Recent changes to the Income Tax Act over the past year now permit individuals at least 65  years of age to develop Alter Ego Trusts and Joint Spousal Trusts. For some, this may be an attractive estate planning vehicle and can serve as an alternative to a Will.

Similar to an Alter Ego or Joint Spousal Trust, an Inter Vivos Trust, or living trust, has always  been available to Canadians, however, its use as an alternative to a Will, (similar to a revocable Living Will in the US), was always unattractive in Canada because of the tax consequences involved in their use. The concern being that if you transfer to a trust an asset that has increased in value, this is a disposition and triggers immediate capital gains tax.

Under the Alter Ego or Joint Spousal Trust amendments, anyone over 65 can now transfer assets to this particular type of trust on a tax-deferred basis. In other words, the trust takes over the  asset at its cost; the tax on the gain is deferred until the disposition of the asset by the trust, or until the trust is terminated and the asset distributed to the beneficiaries. In short, the transfer is tax neutral. There are no income tax advantages, nor any disadvantages.

For the tax rules to apply, the income and capital must be solely for the benefit of the settlor or his/her spouse (that is, the original owner of the assets) during his or her lifetime. The settlor is also the trustee, so retains complete control over the assets until his or her death. He or she can name as beneficiaries of the trust on death whomever would have been beneficiaries under his or her Will, including charities. The trust can hold all or only some portions of the client’s estate.

If the trust holds everything, it replaces a Will, but with this important difference: as long as a testator has capacity, he or she can change a Will at any time, right up to the time of death; with a trust, it is not so easy to change. This can be a good thing (it avoids the risk of undue influence) and a not such a good thing (if urgent changes in beneficiary are legitimately desired).

There are two essential benefits of an Alter Ego or Joint Spousal Trust. Initially, everything transferred to the trust during one’s life is not in the estate on death, and is therefore free of probate fees and the costs of probate. Secondly, since the trust already owns the transferred assets at the time of death, they are not part of the estate so the Wills Variation Act does not  come in to play. This advantage is of particular importance with second marriages, where the potential frequently exists for a conflict between the testator’s children and the surviving second spouse. Once everything is in the trust, with both the wife and the children as beneficiaries in proportions the settlor has decided upon, then not only will fights after death be avoided, but the settlor can make clear to all parties during his or her remaining years that all is settled, fair and final.
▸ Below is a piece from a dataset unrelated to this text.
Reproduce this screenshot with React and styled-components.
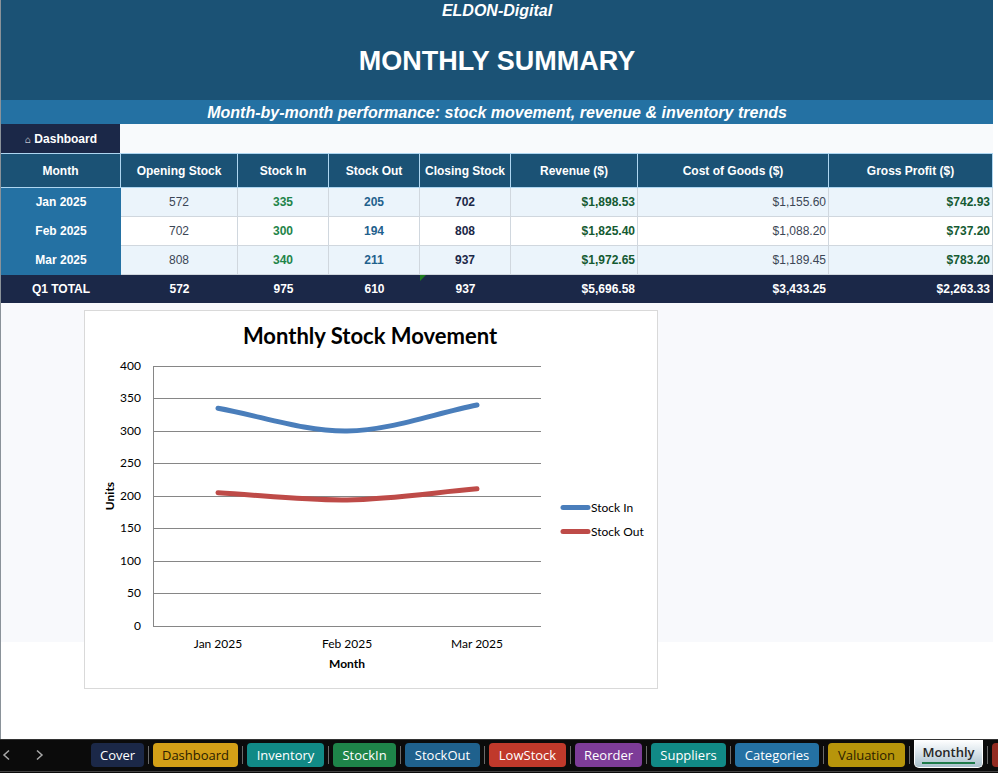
import React, { useState } from "react";
import styled, { createGlobalStyle } from "styled-components";

const GlobalStyle = createGlobalStyle`
  * {
    box-sizing: border-box;
  }
  body {
    margin: 0;
    background: #fff;
    font-family: "Liberation Sans", Arial, sans-serif;
  }
`;

const Page = styled.div`
  display: flex;
  flex-direction: column;
  min-height: 100vh;
`;
const Sheet = styled.main`
  flex: 1;
  border-left: 1px solid #8a9299;
  padding-right: 5px;
`;

// header
const Header = styled.header`
  background: #1b5275;
  color: #fff;
  text-align: center;
`;
const Brand = styled.div`
  font-size: 16px;
  font-weight: 700;
  font-style: italic;
  line-height: 22px;
`;
const Title = styled.h1`
  margin: 0;
  font-size: 27px;
  font-weight: 700;
  line-height: 78px;
`;
const Subtitle = styled.p`
  margin: 0;
  padding-top: 2px;
  background: #2471a3;
  font-size: 16px;
  font-weight: 700;
  font-style: italic;
  line-height: 22px;
`;
const LinkRow = styled.div`
  display: flex;
  background: #f8fafc;
`;
const HomeLink = styled.a`
  width: 12%;
  padding: 2px 0 0 1px;
  background: #1b2848;
  color: #fff;
  font-size: 12px;
  font-weight: 700;
  line-height: 27px;
  text-align: center;
  text-decoration: none;
  span {
    font-size: 10px;
    font-weight: 400;
  }
`;

// table
const Table = styled.table`
  width: 100%;
  table-layout: fixed;
  border-collapse: separate;
  border-spacing: 0;
  font-size: 12px;
`;
const HeadCell = styled.th`
  height: 35px;
  padding: 0;
  background: #1b5275;
  color: #fff;
  border: solid #aed6f1;
  border-width: 1px 1px 1px 0;
  white-space: nowrap;
`;
const MonthCell = styled.th`
  height: 29px;
  padding: 0;
  background: #2471a3;
  border-bottom: 1px solid #2471a3;
  color: #fff;
`;
const Cell = styled.td`
  height: 29px;
  padding: 0 2px;
  background: ${(props) => (props.$odd ? "#ebf4fb" : "#fff")};
  border: solid #d0d7de;
  border-width: 0 1px 1px 0;
  color: ${(props) => props.$color};
  font-weight: ${(props) => (props.$bold ? 700 : 400)};
  text-align: ${(props) => (props.$money ? "right" : "center")};
`;
const TotalCell = styled.td`
  position: relative;
  height: 28px;
  padding: 0 3px;
  background: #1b2848;
  color: #fff;
  font-weight: 700;
  text-align: ${(props) => (props.$money ? "right" : "center")};
`;
const ErrorMark = styled.span`
  position: absolute;
  top: 0;
  left: 0;
  border-top: 6px solid #1e7b1e;
  border-right: 6px solid transparent;
`;

// chart
const FilledArea = styled.section`
  height: 339px;
  padding: 7px 0 0 83px;
  background: #f8f9fc;
`;
const ChartCard = styled.div`
  width: 574px;
  max-width: 100%;
  background: #fff;
  border: 1px solid #d9d9d9;
  svg {
    display: block;
    width: 100%;
    font-family: Lato, Carlito, sans-serif;
    font-size: 12px;
  }
`;
const BlankArea = styled.div`
  height: 97px;
`;

// sheet tabs
const TabBar = styled.nav`
  display: flex;
  align-items: flex-start;
  height: 34px;
  overflow: hidden;
  background: #0b0b0b;
  border-top: 1px solid #333;
  box-shadow: inset 0 -1px #0b0b0b, inset 0 -2px #444;
`;
const Arrows = styled.div`
  display: flex;
  flex: none;
  width: 91px;
`;
const ArrowButton = styled.button`
  width: 32px;
  height: 32px;
  padding: 0 0 0 1px;
  border: none;
  background: none;
  color: #a8a8a8;
  text-align: left;
`;
const TabSlot = styled.div`
  display: flex;
  flex: none;
  &::after {
    content: "";
    width: 1px;
    height: 18px;
    margin: 6px 4px 0;
    background: #6a6a6a;
  }
`;
const Tab = styled.button`
  width: ${(props) => props.$width}px;
  height: 24px;
  margin-top: 3px;
  padding: 0;
  border: none;
  border-radius: 4px;
  background: ${(props) => props.$bg};
  color: ${(props) => props.$color};
  font-family: "Open Sans", "Segoe UI", sans-serif;
  font-size: 13px;
  line-height: 24px;
  white-space: nowrap;
`;
const ActiveTab = styled(Tab)`
  display: flex;
  justify-content: center;
  align-items: flex-start;
  height: 28px;
  margin-top: 0;
  border: solid #fff;
  border-width: 0 1px 1px;
  border-radius: 0 0 5px 5px;
  background: linear-gradient(#fff, #dfe8ee 40%, #a9c0cc);
  color: #262626;
  font-weight: 600;
  span {
    height: 24px;
    line-height: 24px;
    border-bottom: 2px solid #1e7b4a;
  }
`;

const columns = [
  { label: "Month", width: 120 },
  { label: "Opening Stock", width: 117, color: "#3b4656" },
  { label: "Stock In", width: 91, color: "#1e8449", bold: true },
  { label: "Stock Out", width: 91, color: "#1f618d", bold: true },
  { label: "Closing Stock", width: 91, color: "#1b2848", bold: true },
  { label: "Revenue ($)", width: 127, color: "#145a32", bold: true, money: true },
  { label: "Cost of Goods ($)", width: 191, color: "#3b4656", money: true },
  { label: "Gross Profit ($)", width: 164, color: "#145a32", bold: true, money: true },
];

const months = [
  ["Jan 2025", "572", "335", "205", "702", "$1,898.53", "$1,155.60", "$742.93"],
  ["Feb 2025", "702", "300", "194", "808", "$1,825.40", "$1,088.20", "$737.20"],
  ["Mar 2025", "808", "340", "211", "937", "$1,972.65", "$1,189.45", "$783.20"],
];
const total = ["Q1 TOTAL", "572", "975", "610", "937", "$5,696.58", "$3,433.25", "$2,263.33"];

const tabs = [
  { name: "Cover", width: 53, bg: "#1b2848" },
  { name: "Dashboard", width: 85, bg: "#d4a017", color: "#2b1d00" },
  { name: "Inventory", width: 77, bg: "#118a86" },
  { name: "StockIn", width: 63, bg: "#1e8449" },
  { name: "StockOut", width: 75, bg: "#1f618d" },
  { name: "LowStock", width: 77, bg: "#c0392b" },
  { name: "Reorder", width: 67, bg: "#7d3c98" },
  { name: "Suppliers", width: 75, bg: "#118a86" },
  { name: "Categories", width: 84, bg: "#2471a3" },
  { name: "Valuation", width: 77, bg: "#b7950b", color: "#2b1d00" },
  { name: "Monthly", width: 69, bg: "#566573" },
];

const series = [
  { name: "Stock In", color: "#4a7ebb", values: [335, 300, 340] },
  { name: "Stock Out", color: "#be4b48", values: [205, 194, 211] },
];

const chartY = (value) => 315 - value * 0.65;
const chartX = [133, 262, 392];

// smoothed line through three points
const smoothPath = (values) => {
  const [a, b, c] = values.map(chartY);
  const [ax, bx, cx] = chartX;
  const slope = (c - a) / 6;
  return `M${ax} ${a} C${ax + 43} ${a + (b - a) / 3} ${bx - 43} ${b - slope} ${bx} ${b} S${cx - 43} ${c - (c - b) / 3} ${cx} ${c}`;
};

function StockChart() {
  return (
    <svg viewBox="0 0 572 377" role="img" aria-label="Monthly Stock Movement">
      <text x="285" y="33" textAnchor="middle" fontSize="22" fontWeight="700">
        Monthly Stock Movement
      </text>
      {[0, 50, 100, 150, 200, 250, 300, 350, 400].map((value) => (
        <g key={value}>
          <path d={`M68 ${Math.floor(chartY(value)) + 0.5}H456`} stroke="#868686" />
          <text x="56" y={Math.floor(chartY(value)) + 4} textAnchor="end">
            {value}
          </text>
        </g>
      ))}
      <path d="M68.5 55V316" stroke="#868686" />
      {series.map((item, index) => (
        <g key={item.name} fill="none" stroke={item.color} strokeWidth="5" strokeLinecap="round">
          <path d={smoothPath(item.values)} />
          <path d={`M478 ${196.5 + index * 24}H503`} />
        </g>
      ))}
      {series.map((item, index) => (
        <text key={item.name} x="506" y={201 + index * 24}>
          {item.name}
        </text>
      ))}
      {months.map((row, index) => (
        <text key={row[0]} x={chartX[index]} y="337" textAnchor="middle">
          {row[0]}
        </text>
      ))}
      <text x="262" y="357" textAnchor="middle" fontWeight="700">
        Month
      </text>
      <text transform="translate(29 185) rotate(-90)" textAnchor="middle" fontWeight="700">
        Units
      </text>
    </svg>
  );
}

function App() {
  const [active, setActive] = useState("Monthly");

  return (
    <Page>
      <GlobalStyle />
      <Sheet>
        <Header>
          <Brand>ELDON-Digital</Brand>
          <Title>MONTHLY SUMMARY</Title>
          <Subtitle>Month-by-month performance: stock movement, revenue &amp; inventory trends</Subtitle>
        </Header>
        <LinkRow>
          <HomeLink href="#dashboard">
            <span>⌂</span> Dashboard
          </HomeLink>
        </LinkRow>

        <Table>
          <colgroup>
            {columns.map((col) => (
              <col key={col.label} width={col.width} />
            ))}
          </colgroup>
          <thead>
            <tr>
              {columns.map((col) => (
                <HeadCell key={col.label} scope="col">
                  {col.label}
                </HeadCell>
              ))}
            </tr>
          </thead>
          <tbody>
            {months.map((row, index) => (
              <tr key={row[0]}>
                <MonthCell scope="row">{row[0]}</MonthCell>
                {columns.slice(1).map((col, i) => (
                  <Cell key={col.label} $odd={index % 2 === 0} $color={col.color} $bold={col.bold} $money={col.money}>
                    {row[i + 1]}
                  </Cell>
                ))}
              </tr>
            ))}
          </tbody>
          <tfoot>
            <tr>
              {columns.map((col, i) => (
                <TotalCell key={col.label} $money={col.money}>
                  {col.label === "Closing Stock" && <ErrorMark />}
                  {total[i]}
                </TotalCell>
              ))}
            </tr>
          </tfoot>
        </Table>

        <FilledArea>
          <ChartCard>
            <StockChart />
          </ChartCard>
        </FilledArea>
        <BlankArea />
      </Sheet>

      <TabBar aria-label="Sheets">
        <Arrows>
          <ArrowButton aria-label="Previous sheet">
            <svg width="12" height="12" viewBox="0 0 12 12" fill="none" stroke="currentColor" strokeWidth="1.5">
              <path d="M8 1.5L3 6l5 4.5" />
            </svg>
          </ArrowButton>
          <ArrowButton aria-label="Next sheet">
            <svg width="12" height="12" viewBox="0 0 12 12" fill="none" stroke="currentColor" strokeWidth="1.5">
              <path d="M4 1.5L9 6l-5 4.5" />
            </svg>
          </ArrowButton>
        </Arrows>
        {tabs.map((tab) => (
          <TabSlot key={tab.name}>
            {tab.name === active ? (
              <ActiveTab $width={tab.width}>
                <span>{tab.name}</span>
              </ActiveTab>
            ) : (
              <Tab $width={tab.width} $bg={tab.bg} $color={tab.color || "#fff"} onClick={() => setActive(tab.name)}>
                {tab.name}
              </Tab>
            )}
          </TabSlot>
        ))}
        <TabSlot>
          <Tab $width={77} $bg="#922b21" aria-label="More sheets" />
        </TabSlot>
      </TabBar>
    </Page>
  );
}

export default App;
The special tax treatment afforded to the Alter Ego Trust is available also to the Joint Spousal Trust, where distribution occurs only on the death of the surviving spouse. One or both can contribute to the trust (if the contributor is 65), and the income can only be used for the benefit of the settlor and the spouse during their joint lifetimes.
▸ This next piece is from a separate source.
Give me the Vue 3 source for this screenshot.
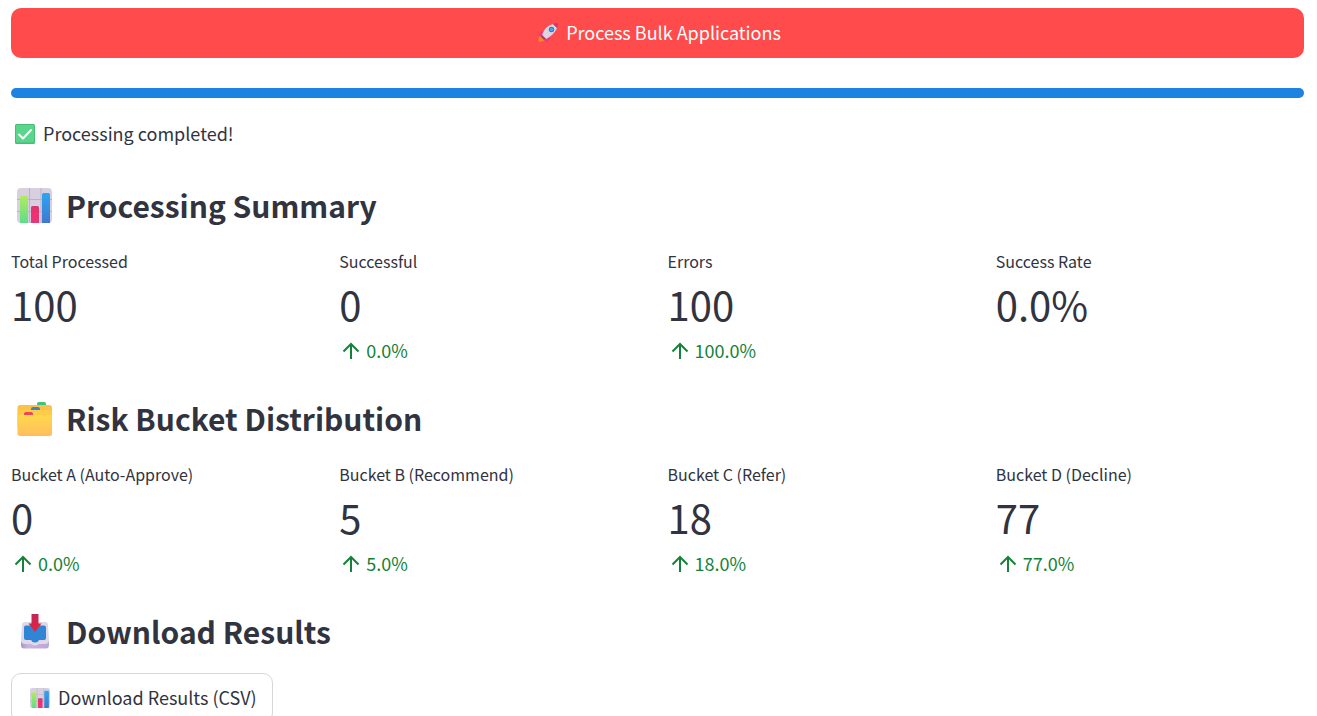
<script setup>
const sections = [
  {
    title: 'Processing Summary',
    icon: 'chart',
    metrics: [
      { label: 'Total Processed', value: '100' },
      { label: 'Successful', value: '0', delta: '0.0%' },
      { label: 'Errors', value: '100', delta: '100.0%' },
      { label: 'Success Rate', value: '0.0%' },
    ],
  },
  {
    title: 'Risk Bucket Distribution',
    icon: 'folder',
    metrics: [
      { label: 'Bucket A (Auto-Approve)', value: '0', delta: '0.0%' },
      { label: 'Bucket B (Recommend)', value: '5', delta: '5.0%' },
      { label: 'Bucket C (Refer)', value: '18', delta: '18.0%' },
      { label: 'Bucket D (Decline)', value: '77', delta: '77.0%' },
    ],
  },
]
</script>

<template>
  <svg class="defs" width="0" height="0" aria-hidden="true">
    <defs>
      <linearGradient id="g-green" x1="0" y1="0" x2="0" y2="1">
        <stop offset="0" stop-color="#b0ec5c" /><stop offset="1" stop-color="#5fdc8c" />
      </linearGradient>
      <linearGradient id="g-pink" x1="0" y1="0" x2="0" y2="1">
        <stop offset="0" stop-color="#d03a72" /><stop offset="0.4" stop-color="#f03070" /><stop offset="1" stop-color="#e03a78" />
      </linearGradient>
      <linearGradient id="g-blue" x1="0" y1="0" x2="0" y2="1">
        <stop offset="0" stop-color="#2ca6f4" /><stop offset="1" stop-color="#3f78cc" />
      </linearGradient>
      <linearGradient id="g-folder" x1="0" y1="0" x2="0" y2="1">
        <stop offset="0" stop-color="#ffd84c" /><stop offset="1" stop-color="#ffbe5c" />
      </linearGradient>
      <linearGradient id="g-arrow" x1="0" y1="0" x2="0" y2="1">
        <stop offset="0" stop-color="#c02858" /><stop offset="1" stop-color="#e4243c" />
      </linearGradient>
      <linearGradient id="g-tray" x1="0" y1="0" x2="1" y2="0">
        <stop offset="0" stop-color="#a898b8" /><stop offset="0.25" stop-color="#c8b4e0" /><stop offset="1" stop-color="#bba6d6" />
      </linearGradient>
      <symbol id="chart" viewBox="0 0 35 35">
        <rect width="35" height="35" rx="4" fill="#d8d0e0" />
        <path d="M0 11.500H35M0 23.500H35M12.500 0V35M24 0V35" stroke="#bcb2c4" stroke-width="1" />
        <path d="M3 35V9.500Q3 8 4.500 8H9.500Q11 8 11 9.500V35Z" fill="url(#g-green)" />
        <path d="M14 35V19.500Q14 18 15.500 18H20.500Q22 18 22 19.500V35Z" fill="url(#g-pink)" />
        <path d="M25 35V6.500Q25 5 26.500 5H31.500Q33 5 33 6.500V35Z" fill="url(#g-blue)" />
      </symbol>
      <symbol id="folder" viewBox="0 0 35 35">
        <path d="M20 6V3Q20 1 22 1H27Q29 1 29 3V6Z" fill="#3fc07c" />
        <path d="M.5 7Q.5 4 3 4H32Q35 4 35 7V25H.500Z" fill="#fac248" />
        <path d="M14 11V8Q14 6 16 6H21Q23 6 23 8V11Z" fill="#3f84c8" />
        <path d="M.500 11Q.500 9 3 9H32Q35 9 35 11V28H.500Z" fill="#ffcc48" />
        <path d="M7 16V13Q7 11 9 11H14Q16 11 16 13V16Z" fill="#f04458" />
        <path d="M.500 16Q.500 14 3 14H32Q35 14 35 16V32.500Q35 35 32.500 35H3Q.500 35 .500 32.500Z" fill="url(#g-folder)" />
      </symbol>
      <symbol id="inbox" viewBox="0 0 35 35">
        <path d="M4 27H32V31Q32 34.500 29 34.500H7Q4 34.500 4 31Z" fill="url(#g-tray)" />
        <path d="M8 8H28Q31 8 31 11L32 26Q32 30 28 30H22Q18 33 14 30H8Q4 30 4 26L5 11Q5 8 8 8Z" fill="#e0d8e8" />
        <path d="M9 11.500H27Q29 11.500 29 13.500V24Q29 26 27 26H22Q21 28.500 18 28.500Q15 28.500 14 26H9Q7 26 7 24V13.500Q7 11.500 9 11.500Z" fill="#2f86d4" />
        <path d="M14.500 0H21.500V9.500H24.500L18 18L11.500 9.500H14.500Z" fill="url(#g-arrow)" />
      </symbol>
      <symbol id="check" viewBox="0 0 20 20">
        <rect width="20" height="20" rx="1.500" fill="#46be78" />
        <rect x="1" y="1" width="18" height="17.500" rx="1" fill="#5ad68c" />
        <path d="M4 10.500L8 14.500L16 6" fill="none" stroke="#fff" stroke-width="2" stroke-linecap="round" stroke-linejoin="round" />
      </symbol>
      <symbol id="rocket" viewBox="0 0 20 20">
        <path d="M1 14Q4 12 6 15Q8 17 5 18L1 19Q0 17 1 14Z" fill="#f08a28" />
        <path d="M1 13Q1 9 4 8L8 7L6 13ZM7 15L13 12Q13 17 9 19Q8 20 7 18Z" fill="#f0387c" />
        <path d="M4 12Q7 3 15 1L19 5Q16 12 8 16Z" fill="#ddd5e2" />
        <path d="M15 1Q18 0 20 0Q20 3 19 5Z" fill="#d63468" />
        <path d="M4 12L8 16L6 17L3 14Z" fill="#b83866" />
        <circle cx="13.500" cy="6.500" r="2.700" fill="#526d9a" /><circle cx="13.500" cy="6.500" r="1.800" fill="#42a5ed" />
      </symbol>
    </defs>
  </svg>
  <main class="page">
    <button class="primary" type="button">
      <svg class="emoji" aria-hidden="true"><use href="#rocket" /></svg>
      <span class="text">Process Bulk Applications</span>
    </button>
    <div class="progress" role="progressbar" aria-label="Processing" aria-valuenow="100" aria-valuemin="0" aria-valuemax="100"></div>
    <p class="status">
      <svg class="emoji" aria-hidden="true"><use href="#check" /></svg>
      <span class="text">Processing completed!</span>
    </p>
    <section v-for="s in sections" :key="s.title" class="section">
      <h3 class="heading">
        <svg class="heading-icon" aria-hidden="true"><use :href="'#' + s.icon" /></svg>
        <span>{{ s.title }}</span>
      </h3>
      <div class="metrics">
        <div v-for="m in s.metrics" :key="m.label">
          <div class="label">{{ m.label }}</div>
          <div class="value">{{ m.value }}</div>
          <div v-if="m.delta" class="delta">
            <svg class="arrow" viewBox="0 0 18 18" aria-hidden="true">
              <path d="M9 17V2M1.500 9.500L9 2L16.500 9.500" fill="none" stroke="currentColor" stroke-width="2" />
            </svg>
            <span class="text">{{ m.delta }}</span>
          </div>
        </div>
      </div>
    </section>
    <section>
      <h3 class="heading">
        <svg class="heading-icon" aria-hidden="true"><use href="#inbox" /></svg>
        <span>Download Results</span>
      </h3>
      <button class="download" type="button">
        <svg class="emoji" aria-hidden="true"><use href="#chart" /></svg>
        <span class="text">Download Results (CSV)</span>
      </button>
    </section>
  </main>
</template>

<style>
body {
  background: #fff;
}
</style>

<style scoped>
.defs {
  position: absolute;
}
.page {
  box-sizing: border-box;
  height: 100vh;
  overflow: hidden;
  padding: 8px 13px 0 11px;
  color: #31333f;
  font-family: "Noto Sans CJK SC", "Noto Sans", sans-serif;
  font-size: 18px;
}
button {
  display: flex;
  align-items: center;
  justify-content: center;
  gap: 8px;
  height: 50px;
  border-radius: 10px;
  font: inherit;
  cursor: pointer;
}
.text {
  padding-bottom: 2px;
  line-height: 28px;
}
.primary {
  width: 100%;
  padding: 0 6px 0 10px;
  border: 0;
  background: #ff4b4b;
  color: #fff;
}
.progress {
  height: 10px;
  margin-top: 30px;
  border-radius: 5px;
  background: #1c83e1;
}
.emoji {
  flex: none;
  width: 20px;
  height: 20px;
}
.status {
  display: flex;
  align-items: center;
  gap: 8px;
  height: 32px;
  margin: 20px 0 35px;
  padding-left: 4px;
}
.section {
  margin-bottom: 32px;
}
.heading {
  display: flex;
  align-items: center;
  gap: 14px;
  margin: 0 0 20px;
  padding: 0 0 1px 6px;
  font-size: 30px;
  font-weight: 600;
  line-height: 41px;
}
.heading-icon {
  flex: none;
  width: 35px;
  height: 35px;
}
.metrics {
  display: grid;
  grid-template-columns: repeat(4, 1fr);
  gap: 20px;
}
.label {
  font-size: 16px;
  line-height: 28px;
}
.value {
  padding-bottom: 3px;
  font-size: 40px;
  line-height: 58px;
}
.delta {
  display: flex;
  align-items: center;
  gap: 6px;
  padding-left: 3px;
}
.delta {
  color: #158237;
}
.arrow {
  width: 18px;
  height: 18px;
}
.download {
  padding: 0 15px 0 18px;
  border: 1px solid #d6d6d9;
  background: #fff;
  color: inherit;
}
</style>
In appropriate circumstances, the Joint Spousal Trust could replace the very common Wills where each leaves everything to the other spouse, and on the survivor’s death, the remainder goes to the children or grandchildren.  But often in these cases, the spouse who believes he or she will  die first worries that the surviving spouse will remarry some gold-digger who will take everything from the kids! The Joint Spousal Trust would help this situation.

Despite the obvious advantages of these trusts–the saving of probate fees, the minimization of Wills Variation Act problems, and the protection against gold-diggers–one must be careful to remember the limitations to their use. Some examples: in the case of real estate, the transfer to the trust may trigger Property Purchaser Tax, which would counteract any savings in probate fees for properties over $300,000 in value. However, it should be noted that a Principle Residence along with its associated Principle Residence exemption is transferable to the Alter Ego Trust.

RRSPs and RRIFs cannot be transferred to the trust at this time. As well, where the estate consists of appreciating assets, it is important to check with an accountant to see if the savings  on probate fees would be offset by the need to pay greater capital gains tax on death, for the reason that a trust, unlike an individual, does not have personal exemptions available to claim in the year of death.

But subject to these limitations, I believe there are many situations where an Alter Ego Trust or a Joint Spousal Trust could be of great advantage in an estate plan, whether used as a  replacement to Wills or used alongside the Wills for particular assets only. As always, your particular situation should be assessed by an experienced professional before determining whether this vehicle will work for you.